Walt Whitman.  Leaves of Grass,  Including Sands at Seventy, 1st Annex, Goodbye my Fancy, 2nd Annex, A backward Glance O'er Travel'd Roads and Portrait from life.  Philadelphia:  McKay, 1891. 

This is the final, privately produced edition of Leaves, sometimes referred to as the ninth edition.  The autograph on the title page and the inscription on the flyleaf in are n Traubel’s hand:  “Horace Traubel, Dec. 1891 cover rejected.”   Only five copies in this rejected binding are extant.  Anne Montgomerie Traubel allegedly led to Whitman’s displeasure with it by telling him that the cover reminded her of “Philadelphia brown stone front houses.” 
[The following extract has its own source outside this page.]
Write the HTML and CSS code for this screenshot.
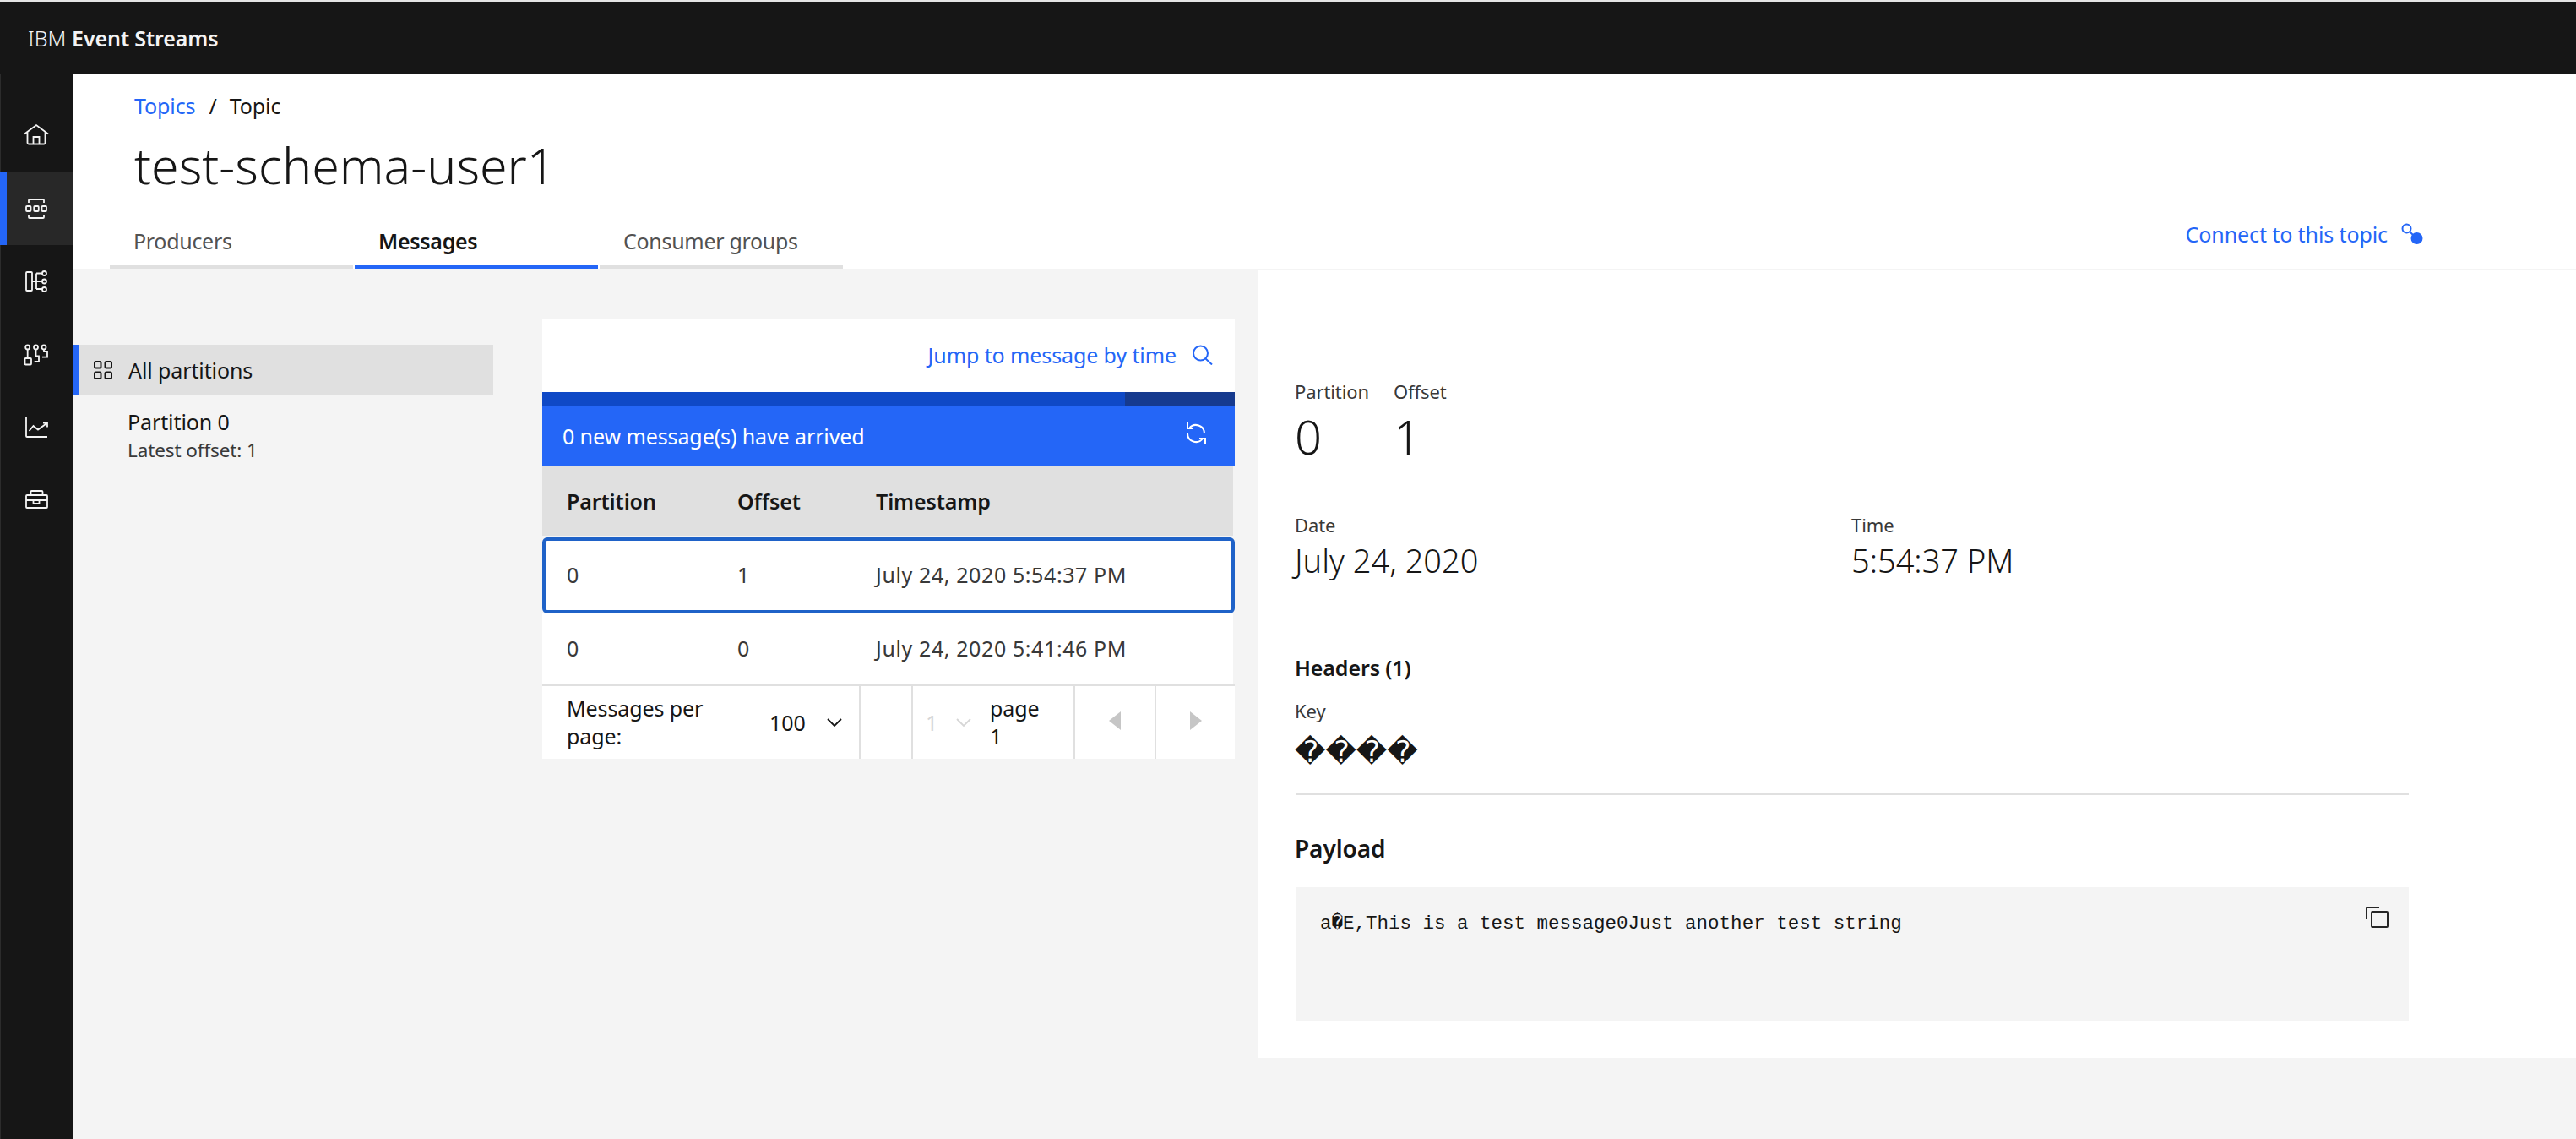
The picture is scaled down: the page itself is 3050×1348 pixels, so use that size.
FILE: index.html
```html
<!DOCTYPE html>
<html lang="en">
<head>
    <meta charset="UTF-8">
    <title>IBM Event Streams</title>
    <link rel="stylesheet" href="styles.css">
</head>
<body>
    <header class="topbar">
        <span class="brand-light">IBM</span> <span class="brand-bold">Event Streams</span>
    </header>
    <div class="shell">
        <nav class="sidenav">
            <a class="nav-item"><svg class="icon" viewBox="0 0 32 32"><path d="M2 13.500 16 3l14 10.500M5.500 11.500V24a1.500 1.500 0 0 0 1.500 1.500h18a1.500 1.500 0 0 0 1.500-1.500V11.500M12.500 25.500V17h7v8.500"/></svg></a>
            <a class="nav-item active"><svg class="icon" viewBox="0 0 32 32"><path d="M7 9V6a1 1 0 0 1 1-1h16a1 1 0 0 1 1 1v3M7 23v3a1 1 0 0 0 1 1h16a1 1 0 0 0 1-1v-3"/><rect x="4" y="13" width="5.500" height="6" rx="1"/><rect x="13.250" y="13" width="5.500" height="6" rx="1"/><rect x="22.500" y="13" width="5.500" height="6" rx="1"/></svg></a>
            <a class="nav-item"><svg class="icon" viewBox="0 0 32 32"><rect x="4" y="5" width="7" height="22" rx="1"/><path d="M16 6.500V25M11 16h12M16 6.500h7M16 25h7"/><circle cx="25.500" cy="6.500" r="2.500"/><circle cx="25.500" cy="16" r="2.500"/><circle cx="25.500" cy="25.500" r="2.500"/></svg></a>
            <a class="nav-item"><svg class="icon" viewBox="0 0 32 32"><circle cx="5.700" cy="8" r="2.500"/><circle cx="15.500" cy="8" r="2.500"/><circle cx="25" cy="8" r="2.500"/><rect x="2.500" y="21" width="7.500" height="7.500" rx="1"/><path d="M5.700 10.500V21M15.500 10.500V18.500H19V25H13.700M25 10.500V13H29V19.700H23"/></svg></a>
            <a class="nav-item"><svg class="icon" viewBox="0 0 32 32"><path d="M4 4v23a1 1 0 0 0 1 1h24M7.500 21l5-6 5.500 4.500L29 11.500M24 11.500h5v5"/></svg></a>
            <a class="nav-item"><svg class="icon" viewBox="0 0 32 32"><rect x="4" y="11" width="25" height="15" rx="1"/><path d="M9.500 11V7a1 1 0 0 1 1-1h12a1 1 0 0 1 1 1v4M4 17h25M12.500 17v4h7v-4"/></svg></a>
        </nav>
        <main class="main">
            <section class="page-head">
                <div class="breadcrumb"><a class="link">Topics</a><span class="crumb-sep">/</span><span>Topic</span></div>
                <h1 class="title">test-schema-user1</h1>
                <div class="tab-row">
                    <div class="tabs">
                        <a class="tab">Producers</a>
                        <a class="tab selected">Messages</a>
                        <a class="tab">Consumer groups</a>
                    </div>
                    <a class="connect link">Connect to this topic
                        <svg class="connect-icon" viewBox="0 0 27 26"><circle cx="6.500" cy="6.500" r="5" fill="none" stroke="#2466f7" stroke-width="2"/><path d="M10 10l6 6" stroke="#2466f7" stroke-width="2"/><circle cx="18.500" cy="18" r="7" fill="#2466f7"/></svg>
                    </a>
                </div>
            </section>
            <section class="content">
                <div class="workspace">
                    <ul class="partitions">
                        <li class="partition current">
                            <svg class="apps-icon" viewBox="0 0 22 22"><rect x="1" y="1" width="7.500" height="7.500" rx="1.500"/><rect x="13.500" y="1" width="7.500" height="7.500" rx="1.500"/><rect x="1" y="13.500" width="7.500" height="7.500" rx="1.500"/><rect x="13.500" y="13.500" width="7.500" height="7.500" rx="1.500"/></svg>
                            All partitions
                        </li>
                        <li class="partition-item">
                            <div class="partition-name">Partition 0</div>
                            <div class="partition-sub">Latest offset: 1</div>
                        </li>
                    </ul>
                    <div class="messages">
                        <div class="jump">
                            <a class="link">Jump to message by time</a>
                            <svg class="search-icon" viewBox="0 0 26 24"><circle cx="10.500" cy="10" r="8.500"/><path d="M16.500 16.500l7.500 7"/></svg>
                        </div>
                        <div class="progress"><div class="progress-end"></div></div>
                        <div class="notice">
                            <span>0 new message(s) have arrived</span>
                            <svg class="refresh-icon" viewBox="0 0 24 26"><path d="M22 13A10 10 0 0 0 4 7M2 0V7H8M2 13A10 10 0 0 0 20 19M23 26V19H16"/></svg>
                        </div>
                        <div class="msg-row msg-head"><span>Partition</span><span>Offset</span><span>Timestamp</span></div>
                        <div class="msg-row msg-picked"><span>0</span><span>1</span><span>July 24, 2020 5:54:37 PM</span></div>
                        <div class="msg-row"><span>0</span><span>0</span><span>July 24, 2020 5:41:46 PM</span></div>
                        <div class="pager">
                            <div class="pager-size">
                                <span class="pager-label">Messages per page:</span>
                                <span class="pager-count">100</span>
                                <svg class="chevron" viewBox="0 0 18 10"><path d="M1 1l8 8 8-8"/></svg>
                            </div>
                            <div class="pager-gap"></div>
                            <div class="pager-page">
                                <span class="pager-disabled">1</span>
                                <svg class="chevron faded" viewBox="0 0 18 10"><path d="M1 1l8 8 8-8"/></svg>
                                <span class="pager-of">page 1</span>
                            </div>
                            <div class="pager-arrow"><span class="tri-left"></span></div>
                            <div class="pager-arrow"><span class="tri-right"></span></div>
                        </div>
                    </div>
                </div>
                <aside class="detail">
                    <div class="pair">
                        <div class="pair-col">
                            <div class="label">Partition</div>
                            <div class="big-value">0</div>
                        </div>
                        <div class="pair-col">
                            <div class="label">Offset</div>
                            <div class="big-value">1</div>
                        </div>
                    </div>
                    <div class="when">
                        <div>
                            <div class="label">Date</div>
                            <div class="mid-value">July 24, 2020</div>
                        </div>
                        <div>
                            <div class="label">Time</div>
                            <div class="mid-value">5:54:37 PM</div>
                        </div>
                    </div>
                    <h3 class="headers-title">Headers (1)</h3>
                    <div class="label key-label">Key</div>
                    <div class="key-value">&#xFFFD;&#xFFFD;&#xFFFD;&#xFFFD;</div>
                    <hr class="rule">
                    <h3 class="payload-title">Payload</h3>
                    <div class="payload">
                        <code class="payload-text">a&#xFFFD;E,This is a test message0Just another test string</code>
                        <svg class="copy-icon" viewBox="0 0 27 25"><path d="M16 1H2a1 1 0 0 0-1 1v13"/><rect x="7" y="6" width="19" height="18" rx="1"/></svg>
                    </div>
                </aside>
            </section>
        </main>
    </div>
</body>
</html>
```

FILE: styles.css
```css
* {
    box-sizing: border-box;
}

html, body {
    height: 100%;
}

body {
    margin: 0;
    display: flex;
    flex-direction: column;
    font-family: "Noto Sans", sans-serif;
    font-size: 25px;
    letter-spacing: -0.1px;
    color: #161616;
    background: #f4f4f4;
    border-top: 2px solid #e4e4e4;
}

.link {
    color: #2466f7;
}

/* top bar */
.topbar {
    height: 86px;
    flex: none;
    display: flex;
    align-items: center;
    gap: 7px;
    padding-left: 33px;
    background: #161616;
    color: #f4f4f4;
    font-size: 25px;
}

.brand-light {
    font-weight: 300;
}

.brand-bold {
    font-weight: 600;
}

.shell {
    flex: 1;
    display: flex;
    min-height: 0;
}

/* side nav */
.sidenav {
    width: 86px;
    flex: none;
    padding-top: 30px;
    background: #161616;
    border-left: 1px solid #2c2c2c;
}

.nav-item {
    height: 86px;
    margin-left: -1px;
    display: flex;
    align-items: center;
    justify-content: center;
}

.nav-item.active {
    background: #282828;
    border-left: 8px solid #2466f7;
    padding-right: 8px;
}

.icon {
    width: 32px;
    height: 32px;
    fill: none;
    stroke: #f4f4f4;
    stroke-width: 1.800;
}

.main {
    flex: 1;
    display: flex;
    flex-direction: column;
    min-width: 0;
}

/* page heading */
.page-head {
    height: 230px;
    flex: none;
    padding-top: 19px;
    background: #fff;
}

.breadcrumb {
    display: flex;
    padding-left: 73px;
    line-height: 36px;
}

.crumb-sep {
    margin: 0 15px 0 16px;
}

.title {
    margin: 20px 0 0;
    padding-left: 73px;
    font-size: 59px;
    font-weight: 300;
    letter-spacing: 0;
    line-height: 64px;
}

.tab-row {
    display: flex;
    justify-content: space-between;
    align-items: flex-start;
    margin-top: 31px;
    padding: 0 180px 0 44px;
}

.tabs {
    display: flex;
}

.tab {
    width: 288px;
    padding: 9px 0 11px 28px;
    line-height: 36px;
    color: #525252;
    letter-spacing: -0.3px;
    border-bottom: 4px solid #e0e0e0;
}

.tab + .tab {
    margin-left: 2px;
}

.tab.selected {
    font-weight: 600;
    color: #161616;
    border-bottom-color: #2466f7;
}

.connect {
    display: flex;
    align-items: center;
    gap: 16px;
    margin-top: 1px;
    line-height: 36px;
}

.connect-icon {
    width: 27px;
    height: 26px;
}

/* content */
.content {
    flex: 1;
    display: flex;
    align-items: flex-start;
}

.workspace {
    width: 1404px;
    flex: none;
    display: flex;
    align-items: flex-start;
}

.partitions {
    width: 498px;
    flex: none;
    margin: 90px 0 0;
    padding: 0;
    list-style: none;
}

.partition.current {
    height: 60px;
    display: flex;
    align-items: center;
    gap: 19px;
    padding-left: 17px;
    background: #e0e0e0;
    border-left: 8px solid #2466f7;
}

.apps-icon {
    width: 22px;
    height: 22px;
    fill: none;
    stroke: #161616;
    stroke-width: 2;
}

.partition-item {
    padding: 12px 0 0 65px;
}

.partition-name {
    line-height: 38px;
}

.partition-sub {
    line-height: 30px;
    font-size: 22.500px;
    color: #393939;
}

/* message table */
.messages {
    width: 820px;
    flex: none;
    margin: 60px 0 0 58px;
}

.jump {
    height: 86px;
    display: flex;
    align-items: center;
    justify-content: flex-end;
    gap: 18px;
    padding-right: 25px;
    padding-bottom: 2px;
    background: #fff;
}

.search-icon {
    width: 26px;
    height: 24px;
    fill: none;
    stroke: #2466f7;
    stroke-width: 2;
}

.progress {
    height: 16px;
    display: flex;
    justify-content: flex-end;
    background: #0f49c6;
}

.progress-end {
    width: 130px;
    background: #163a8e;
}

.notice {
    height: 72px;
    display: flex;
    align-items: center;
    justify-content: space-between;
    padding: 0 34px 0 24px;
    background: #2466f7;
    color: #fff;
}

.refresh-icon {
    width: 24px;
    height: 26px;
    margin-bottom: 6px;
    fill: none;
    stroke: #fff;
    stroke-width: 2;
}

.msg-row {
    display: grid;
    grid-template-columns: 202px 164px 1fr;
    align-items: center;
    width: 818px;
    height: 84px;
    padding-left: 29px;
    padding-bottom: 2px;
    background: #fff;
    color: #393939;
    letter-spacing: 0.6px;
}

.msg-head {
    height: 82px;
    padding-bottom: 0;
    font-weight: 600;
    color: #161616;
    background: #e0e0e0;
    letter-spacing: -0.1px;
}

.msg-picked {
    width: 820px;
    height: 90px;
    margin-top: 2px;
    padding-left: 25px;
    border: 4px solid #1f62c8;
    border-radius: 6px;
}

.pager {
    height: 88px;
    display: flex;
    background: #fff;
    border-top: 2px solid #e0e0e0;
    color: #161616;
}

.pager-size {
    width: 375px;
    display: flex;
    align-items: center;
    padding-left: 29px;
}

.pager-label {
    width: 190px;
    flex: none;
    margin-right: 50px;
    line-height: 33px;
}

.pager-count {
    width: 68px;
    flex: none;
}

.chevron {
    width: 18px;
    height: 10px;
    flex: none;
    fill: none;
    stroke: #161616;
    stroke-width: 1.800;
}

.chevron.faded {
    stroke: #d6d6d6;
}

.pager-gap {
    width: 62px;
    border-left: 2px solid #e0e0e0;
}

.pager-page {
    width: 192px;
    display: flex;
    align-items: center;
    padding-left: 15px;
    border-left: 2px solid #e0e0e0;
}

.pager-disabled {
    width: 36px;
    flex: none;
    color: #d6d6d6;
}

.pager-of {
    width: 60px;
    flex: none;
    margin-left: 22px;
    line-height: 33px;
}

.pager-arrow {
    width: 96px;
    display: flex;
    align-items: center;
    justify-content: center;
    padding-bottom: 4px;
    border-left: 2px solid #e0e0e0;
}

.pager-arrow:last-child {
    width: 95px;
}

.tri-left,
.tri-right {
    width: 0;
    height: 0;
    border-top: 11px solid transparent;
    border-bottom: 11px solid transparent;
}

.tri-left {
    border-right: 14px solid #c6c6c6;
}

.tri-right {
    border-left: 14px solid #c6c6c6;
}

/* detail panel */
.detail {
    flex: 1;
    height: 934px;
    padding: 128px 198px 0 43px;
    background: #fff;
    border-top: 2px solid #f4f4f4;
}

.label {
    line-height: 30px;
    font-size: 22px;
    color: #393939;
}

.pair {
    display: flex;
}

.pair-col {
    width: 117px;
}

.big-value {
    margin-top: 8px;
    font-size: 56px;
    font-weight: 300;
    line-height: 60px;
}

.when {
    display: grid;
    grid-template-columns: 659px 1fr;
    margin-top: 60px;
}

.mid-value {
    margin-top: 5px;
    font-size: 38px;
    font-weight: 300;
    letter-spacing: 0;
    line-height: 44px;
}

.headers-title {
    margin: 88px 0 0;
    font-size: 25px;
    font-weight: 600;
    line-height: 34px;
}

.key-label {
    margin-top: 19px;
}

.key-value {
    margin-top: 12px;
    font-family: "DejaVu Sans", sans-serif;
    font-size: 35.500px;
    letter-spacing: 0;
    line-height: 44px;
}

.rule {
    height: 2px;
    margin: 27px 0 0 1px;
    border: 0;
    background: #e0e0e0;
}

.payload-title {
    margin: 43px 0 0;
    font-size: 28px;
    font-weight: 600;
    line-height: 40px;
}

.payload {
    height: 158px;
    margin: 26px 0 0 1px;
    display: flex;
    justify-content: space-between;
    align-items: flex-start;
    padding: 23px 24px 0 29px;
    background: #f4f4f4;
}

.payload-text {
    margin-top: 5px;
    font-family: "Liberation Mono", "DejaVu Sans Mono", monospace;
    font-size: 22.500px;
    letter-spacing: 0;
    line-height: 30px;
    color: #161616;
}

.copy-icon {
    width: 27px;
    height: 25px;
    fill: none;
    stroke: #262626;
    stroke-width: 2;
}
```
Whitman’s final book—his “deathbed” Leaves of Grass— is not really a new edition:  the unbound sheets left from an edition made in 1888 were hastily combined into presentation copies, so that Whitman would have a sense of completion before he died.  A hardbound volume was released later in  the spring of 1892 by McKay, but these makeshift books are truly Whitman’s last word.  The volume carries Whitman’s amended copyright notice on the verso of the title page:  “As there are now several editions of L. of G., different texts and dates, I wish to say that I prefer and recommend this present one, complete, for future printings, if there should be any; a copy and fac-simile, indeed, of the text of these 438 pages. The subsequent adjusting interval which is so important to form'd and launch'd work, books especially, has pass'd; and waiting till fully after that, I have given (pages 423–438) my concluding words,” a reference to “A Backward Glance, which now ends the volume, in a mood both retrospective (“ My Book and I—what a period we have presumed to span!”) and humbly anticipatory:  “the strongest and sweetest songs yet remain to be sung!”